Broadsheet journalists and their "Brap Pack" categorisation of former grime stars hitting the mainstream with shoddy euro-house productions and barely intelligible lyrics all but stamp out the last remaining embers of what was once such a raw energy pulsating through our capital's veins.



However, still flying the flag with insurmountable amounts of pride and ambition are East London blogger/DJ/record label CEO duo supreme Elijah and Skilliam, more widely known for their Butterz imprint which recently celebrated its 1st Birthday.

With their distinctive genre-hopping, instrumental take on UK Grime, cheekily loveable artwork and carefully marketed, polished releases, Butterz is heading towards becoming a cult in itself through the re-packaging of the genre into an easily consumerable, collectable product.

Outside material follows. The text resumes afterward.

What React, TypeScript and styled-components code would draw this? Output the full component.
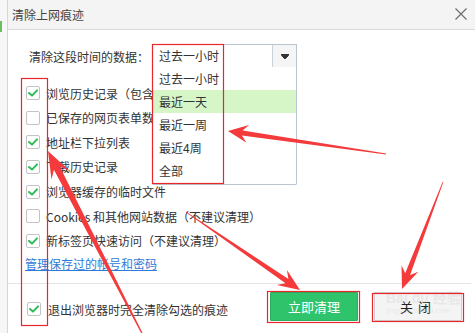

In terms of credentials, there is no need to reel off the various accolades to their name thus far: mixes for XLR8R and FACT magazine as well as various mentions in Pitchfork but to name a few.

The reason for this post therefore is to announce my personal excitement for the decision to repress perhaps one of the most renown instrumentals ever to grace the scene.

"Ghetto Kyote", aptly named, a beat produced originally by Treble Clef but released under the collective name of Kamikaze, has been 'blessed' by MC's such as Tinie Tempah, Kano and Devlin.

The eerie synth melodies and classic 4/4 drum loops, punctuated by a menacing sub-low bassline attenuate all of the instrumental qualities that typify the outlandish personality of preeminent Grime music.



It is important to note however that, such a reissue, as monumental as it may be for grime aficionados, is sadly never going to go platinum (as much as I would love to see Treble Clef duppy Justin Bieber).

However, this is not the point.

The fact is that the Butterz movement are taking all that was electrifying about a scene gone by; the energy, the aggression and the veracity of the music, and marketing it into something that is commemoratong an era of urban music in the UK as a whole, whilst rapidly moving it forward at the same time.